1. Topological Spaces (20/8/2025).
  2. Bases (27/8/2025).
  3. Metrics (3/9/2025).
  4. Interval Topology (17/9/2025).
  5. Disjoint Unions (12/11/2025).

Interval Topology

due by Wednesday, Sep 17, 2025

Let $(A, \leq)$ be a totally ordered set. For $p, q\in A$, we define the open intervals $(p, q)$, $(-\infty, p)$ and $(p, \infty)$ as $(p, q) = \{x\in A : p < x, x < q\}$, $(-\infty, p) = \{x\in A : x < p\}$, and $(p, \infty) = \{x\in A : p < x\},$ where in the first case we assume $p < q$.

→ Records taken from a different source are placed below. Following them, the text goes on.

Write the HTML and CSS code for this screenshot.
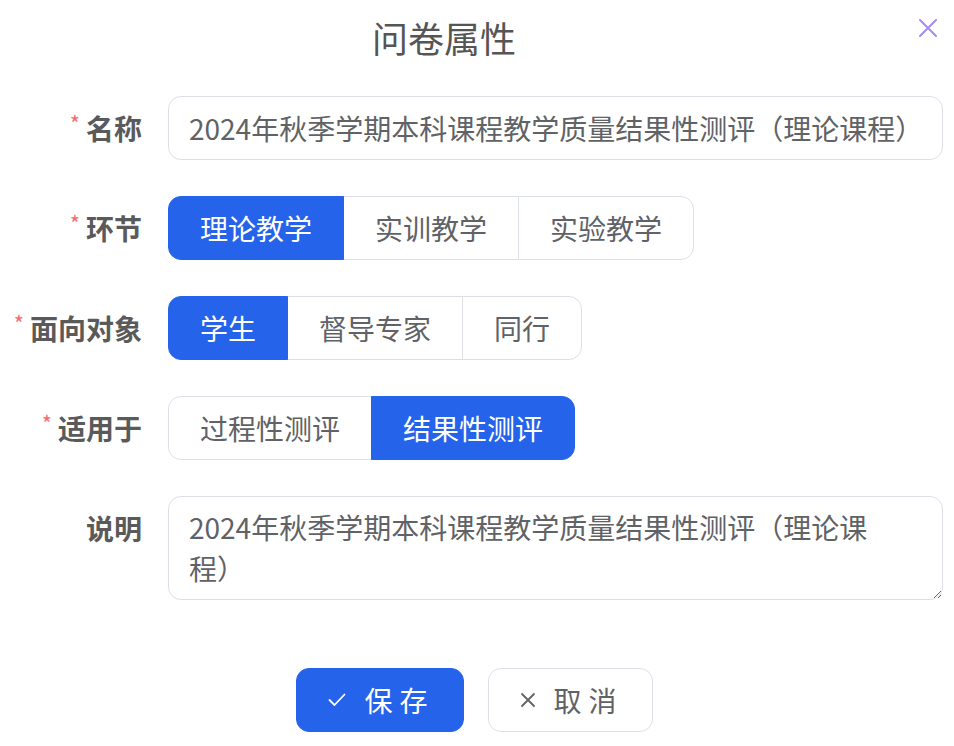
FILE: index.html
```html
<!DOCTYPE html>
<html lang="zh-CN">
<head>
<meta charset="utf-8">
<title>问卷属性</title>
<link rel="stylesheet" href="styles.css">
</head>
<body>
<div class="dialog">
  <header class="dlg-header">
    <h2 class="dlg-title">问卷属性</h2>
    <button class="dlg-close" type="button" aria-label="关闭">
      <svg width="20" height="20" viewBox="0 0 20 20" aria-hidden="true"><path d="M2 2 L18 18 M18 2 L2 18" stroke="currentColor" stroke-width="2" stroke-linecap="round" fill="none"/></svg>
    </button>
  </header>

  <form class="form">
    <div class="row">
      <label class="label"><span class="req">*</span>名称</label>
      <div class="control"><input class="input" type="text" value="2024年秋季学期本科课程教学质量结果性测评（理论课程）"></div>
    </div>

    <div class="row">
      <label class="label"><span class="req">*</span>环节</label>
      <div class="control">
        <div class="seg">
          <button type="button" class="seg-btn active">理论教学</button>
          <button type="button" class="seg-btn">实训教学</button>
          <button type="button" class="seg-btn">实验教学</button>
        </div>
      </div>
    </div>

    <div class="row">
      <label class="label"><span class="req">*</span>面向对象</label>
      <div class="control">
        <div class="seg">
          <button type="button" class="seg-btn active">学生</button>
          <button type="button" class="seg-btn">督导专家</button>
          <button type="button" class="seg-btn">同行</button>
        </div>
      </div>
    </div>

    <div class="row">
      <label class="label"><span class="req">*</span>适用于</label>
      <div class="control">
        <div class="seg">
          <button type="button" class="seg-btn">过程性测评</button>
          <button type="button" class="seg-btn active">结果性测评</button>
        </div>
      </div>
    </div>

    <div class="row">
      <label class="label">说明</label>
      <div class="control"><textarea class="textarea" rows="2">2024年秋季学期本科课程教学质量结果性测评（理论课程）</textarea></div>
    </div>
  </form>

  <footer class="footer">
    <button type="button" class="btn btn-primary">
      <svg class="btn-icon" width="18" height="14" viewBox="0 0 18 14" aria-hidden="true"><path d="M1.5 7 L6.5 12 L16.5 1.5" stroke="currentColor" stroke-width="1.8" fill="none" stroke-linecap="round" stroke-linejoin="round"/></svg>
      <span class="btn-text">保存</span>
    </button>
    <button type="button" class="btn btn-default">
      <svg class="btn-icon" width="16" height="16" viewBox="0 0 16 16" aria-hidden="true"><path d="M2 2 L14 14 M14 2 L2 14" stroke="currentColor" stroke-width="1.8" fill="none" stroke-linecap="round"/></svg>
      <span class="btn-text">取消</span>
    </button>
  </footer>
</div>
</body>
</html>
```

FILE: styles.css
```css
* { box-sizing: border-box; }

html, body {
  margin: 0;
  padding: 0;
  background: #ffffff;
}

body {
  font-family: "Noto Sans CJK SC", "Noto Sans", sans-serif;
  color: #606266;
  width: 954px;
}

.dialog {
  width: 954px;
}

.dlg-header {
  display: flex;
  height: 78px;
}

.dlg-title {
  flex: 1;
  margin: 0;
  font-size: 36px;
  font-weight: 400;
  line-height: 74px;
  text-align: center;
  color: #555;
}

.dlg-close {
  width: 66px;
  height: 40px;
  padding: 18px 16px 0 0;
  border: 0;
  background: transparent;
  color: #a58cf2;
  display: flex;
  justify-content: flex-end;
  align-items: flex-start;
  cursor: pointer;
}

.form {
  display: flex;
  flex-direction: column;
  gap: 36px;
  padding: 18px 11px 0 0;
}

.row {
  display: grid;
  grid-template-columns: 142px 1fr;
  column-gap: 26px;
  align-items: start;
}

.label {
  display: flex;
  justify-content: flex-end;
  align-items: center;
  height: 64px;
  font-size: 28px;
  font-weight: 700;
  color: #5a5a5a;
  white-space: nowrap;
}

.req {
  color: #f56c6c;
  font-size: 22px;
  font-weight: 400;
  margin-right: 6px;
  align-self: flex-start;
  line-height: 28px;
  margin-top: 12px;
}

.input {
  display: block;
  width: 100%;
  height: 64px;
  padding: 0 12px 0 20px;
  border: 1px solid #dcdfe6;
  border-radius: 13px;
  font-family: inherit;
  font-size: 28px;
  color: #606266;
  background: #fff;
  outline: none;
}

.seg {
  display: inline-flex;
}

.seg-btn {
  height: 64px;
  padding: 0 31px;
  border: 1px solid #dcdfe6;
  margin-left: -1px;
  background: #fff;
  font-family: inherit;
  font-size: 28px;
  color: #606266;
  cursor: pointer;
}

.seg-btn:first-child {
  margin-left: 0;
  border-radius: 13px 0 0 13px;
}

.seg-btn:last-child {
  border-radius: 0 13px 13px 0;
}

.seg-btn.active {
  background: #2563eb;
  border-color: #2563eb;
  color: #fff;
  position: relative;
}

.textarea {
  display: block;
  width: 100%;
  height: 104px;
  padding: 10px 40px 10px 20px;
  border: 1px solid #dcdfe6;
  border-radius: 13px;
  font-family: inherit;
  font-size: 28px;
  line-height: 41px;
  color: #606266;
  resize: vertical;
  outline: none;
}

.footer {
  display: flex;
  justify-content: center;
  gap: 24px;
  margin-top: 68px;
  padding-right: 5px;
}

.btn {
  display: inline-flex;
  align-items: center;
  justify-content: center;
  height: 64px;
  padding: 0 28px 0 31px;
  border-radius: 13px;
  font-family: inherit;
  font-size: 28px;
  cursor: pointer;
}

.btn-icon {
  margin-right: 18px;
}

.btn-text {
  letter-spacing: 7px;
}

.btn-primary {
  background: #2563eb;
  border: 1px solid #2563eb;
  color: #fff;
}

.btn-default {
  background: #fff;
  border: 1px solid #dcdfe6;
  color: #606266;
}
```
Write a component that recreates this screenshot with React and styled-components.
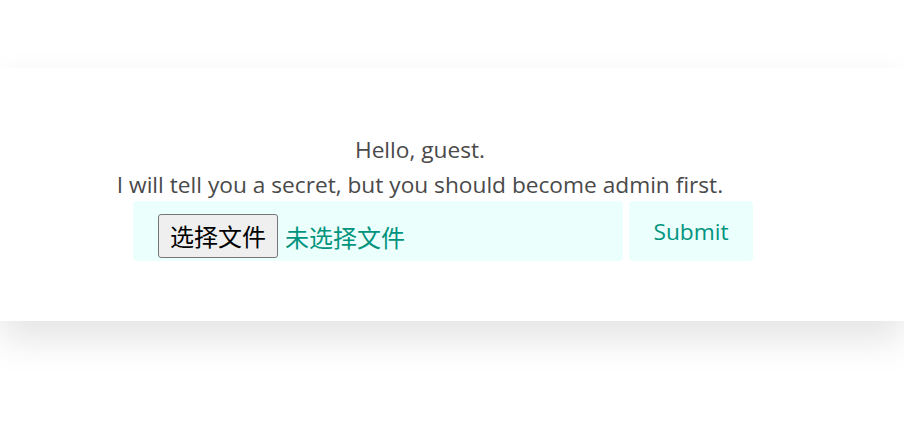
import styled, { createGlobalStyle } from "styled-components";

const GlobalStyle = createGlobalStyle`
  html, body {
    margin: 0;
    padding: 0;
    background: #ffffff;
  }
  body {
    font-family: "Open Sans", "Noto Sans CJK SC", sans-serif;
    color: #4a4a4a;
  }
`;

const Page = styled.div`
  padding-top: 68px;
  min-height: 421px;
  box-sizing: border-box;
`;

const Card = styled.section`
  background: #ffffff;
  box-shadow: 0 18px 36px rgba(0, 0, 0, 0.11);
  padding: 67px 0 60px;
`;

const Content = styled.div`
  width: 640px;
  margin-left: 100px;
  display: flex;
  flex-direction: column;
  align-items: center;
`;

const Line = styled.p`
  margin: 0 0 ${(p) => (p.$gap ? "5px" : "0")};
  font-size: 22.7px;
  line-height: 30px;
  white-space: nowrap;
`;

const Form = styled.form`
  display: flex;
  gap: 6px;
  width: 620px;
  margin-left: 133px;
  margin-top: 1px;
`;

const FileField = styled.label`
  flex: 1;
  height: 60px;
  box-sizing: border-box;
  background: #ebfffc;
  border-radius: 4px;
  display: flex;
  align-items: center;
  gap: 7px;
  padding: 10px 0 0 25px;
  font-family: "Noto Sans CJK SC", sans-serif;
  font-size: 24px;
  color: #00947e;
`;

const PickButton = styled.span`
  box-sizing: border-box;
  height: 44px;
  padding: 0 11px;
  display: flex;
  align-items: center;
  background: #efefef;
  border: 1px solid #767676;
  border-radius: 3px;
  color: #000000;
  line-height: 1;
`;

const SubmitButton = styled.button`
  width: 124px;
  height: 60px;
  border: none;
  border-radius: 4px;
  background: #ebfffc;
  color: #00947e;
  font-family: "Open Sans", sans-serif;
  font-size: 22.7px;
  cursor: pointer;
`;

export default function App() {
  return (
    <>
      <GlobalStyle />
      <Page>
        <Card>
          <Content>
            <Line $gap>Hello, guest.</Line>
            <Line>I will tell you a secret, but you should become admin first.</Line>
          </Content>
          <Form onSubmit={(e) => e.preventDefault()}>
            <FileField>
              <PickButton>选择文件</PickButton>
              <span>未选择文件</span>
            </FileField>
            <SubmitButton type="submit">Submit</SubmitButton>
          </Form>
        </Card>
      </Page>
    </>
  );
}
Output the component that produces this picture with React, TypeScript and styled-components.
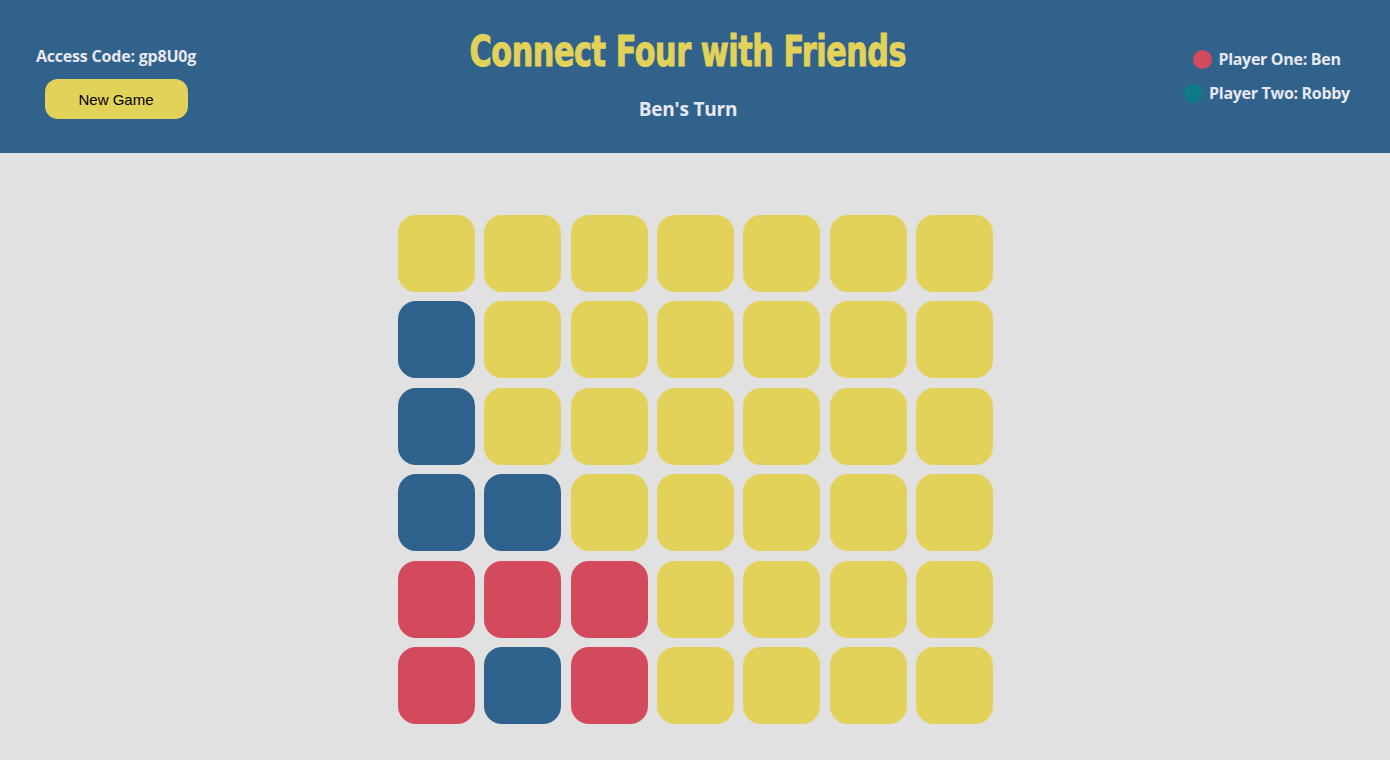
import React from 'react';
import styled, { createGlobalStyle } from 'styled-components';

type Cell = 'Y' | 'B' | 'R';

const board: Cell[][] = [
  ['Y', 'Y', 'Y', 'Y', 'Y', 'Y', 'Y'],
  ['B', 'Y', 'Y', 'Y', 'Y', 'Y', 'Y'],
  ['B', 'Y', 'Y', 'Y', 'Y', 'Y', 'Y'],
  ['B', 'B', 'Y', 'Y', 'Y', 'Y', 'Y'],
  ['R', 'R', 'R', 'Y', 'Y', 'Y', 'Y'],
  ['R', 'B', 'R', 'Y', 'Y', 'Y', 'Y'],
];

const colors = {
  Y: '#e3d259',
  B: '#2e628c',
  R: '#d34a5d',
};

const GlobalStyle = createGlobalStyle`
  html, body {
    margin: 0;
    padding: 0;
    background: #e1e1e1;
  }
  body {
    font-family: 'Open Sans', 'Liberation Sans', sans-serif;
  }
`;

const Page = styled.div`
  min-height: 760px;
  background: #e1e1e1;
`;

const Header = styled.header`
  height: 153px;
  background: #30628c;
  display: grid;
  grid-template-columns: 232px 1fr 246px;
  color: #e8e8f0;
`;

const LeftCol = styled.div`
  display: flex;
  flex-direction: column;
  align-items: center;
  padding-top: 45px;
`;

const AccessCode = styled.div`
  font-size: 16px;
  font-weight: 700;
  letter-spacing: -0.2px;
  line-height: 22px;
`;

const NewGameButton = styled.button`
  margin-top: 12px;
  width: 143px;
  height: 40px;
  border: none;
  border-radius: 13px;
  background: #e3d259;
  color: #000;
  font-family: 'Liberation Sans', Arial, sans-serif;
  font-size: 15px;
  padding: 0;
  cursor: pointer;
`;

const CenterCol = styled.div`
  display: flex;
  flex-direction: column;
  align-items: center;
  padding-top: 28px;
`;

const Title = styled.h1`
  margin: 0;
  color: #e3d259;
  font-family: 'DejaVu Sans Condensed', 'DejaVu Sans', sans-serif;
  font-weight: 700;
  font-size: 42px;
  line-height: 48px;
  letter-spacing: -0.5px;
  white-space: nowrap;
  -webkit-text-stroke: 1px #e3d259;
  transform: scaleX(0.8);
`;

const Turn = styled.div`
  margin-top: 21px;
  font-size: 19px;
  font-weight: 700;
  letter-spacing: -0.2px;
  line-height: 24px;
`;

const RightCol = styled.div`
  display: flex;
  flex-direction: column;
  align-items: center;
  padding-top: 49px;
  gap: 14px;
`;

const PlayerRow = styled.div`
  display: flex;
  align-items: center;
  gap: 6px;
  font-size: 16px;
  font-weight: 700;
  letter-spacing: -0.3px;
  line-height: 20px;
`;

const Dot = styled.span<{ $color: string }>`
  width: 19px;
  height: 19px;
  border-radius: 50%;
  background: ${({ $color }) => $color};
`;

const Main = styled.main`
  display: flex;
  justify-content: center;
  padding-top: 62px;
`;

const Board = styled.div`
  display: grid;
  grid-template-columns: repeat(7, 77px);
  grid-auto-rows: 77px;
  column-gap: 9.33px;
  row-gap: 9.4px;
  margin-left: 1px;
`;

const Slot = styled.div<{ $color: string }>`
  border-radius: 18px;
  background: ${({ $color }) => $color};
`;

export default function App() {
  return (
    <Page>
      <GlobalStyle />
      <Header>
        <LeftCol>
          <AccessCode>Access Code: gp8U0g</AccessCode>
          <NewGameButton>New Game</NewGameButton>
        </LeftCol>
        <CenterCol>
          <Title>Connect Four with Friends</Title>
          <Turn>Ben's Turn</Turn>
        </CenterCol>
        <RightCol>
          <PlayerRow>
            <Dot $color="#d34a5d" />
            Player One: Ben
          </PlayerRow>
          <PlayerRow>
            <Dot $color="#0e7a86" />
            Player Two: Robby
          </PlayerRow>
        </RightCol>
      </Header>
      <Main>
        <Board>
          {board.flatMap((row, r) =>
            row.map((cell, c) => <Slot key={`${r}-${c}`} $color={colors[cell]} />)
          )}
        </Board>
      </Main>
    </Page>
  );
}
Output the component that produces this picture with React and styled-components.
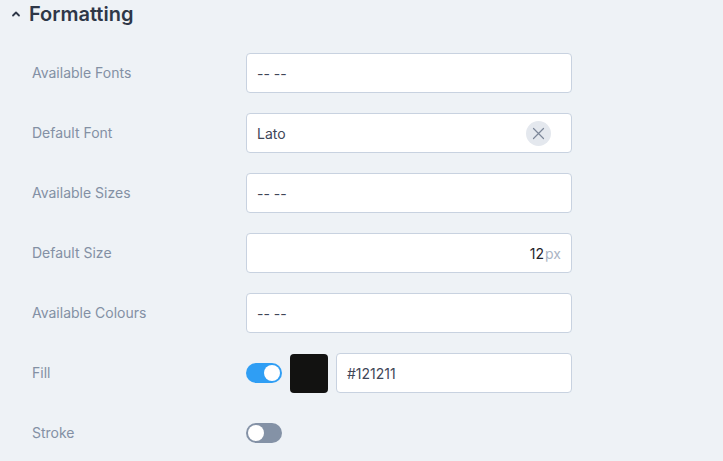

  1. Show that if $A$ has at least two elements, the collection of subsets of $A$ given by $\{(p, q): p,q \in A, p <q \}\cup \{(-\infty, p): p\in A\}\cup \{(p, \infty): p \in A\}$ forms a base for a topology on $A$. We call this the interval topology.
  2. Suppose $A$ and $B$ are totally ordered sets with at least two elements and $f: A \to B$ is a strictly increasing surjective function. Show the $f$ is continuous with respect to the interval topologies on $A$ and $B$.
  3. Let $A$ be a totally ordered set and $B \subset A$ be a subset with at least two elements. We consider the total order on $B$ obtained by restricting the order on $A$. Prove or disprove: The interval topology on $B$ is the subspace topology with respect to the interval topology on $A$.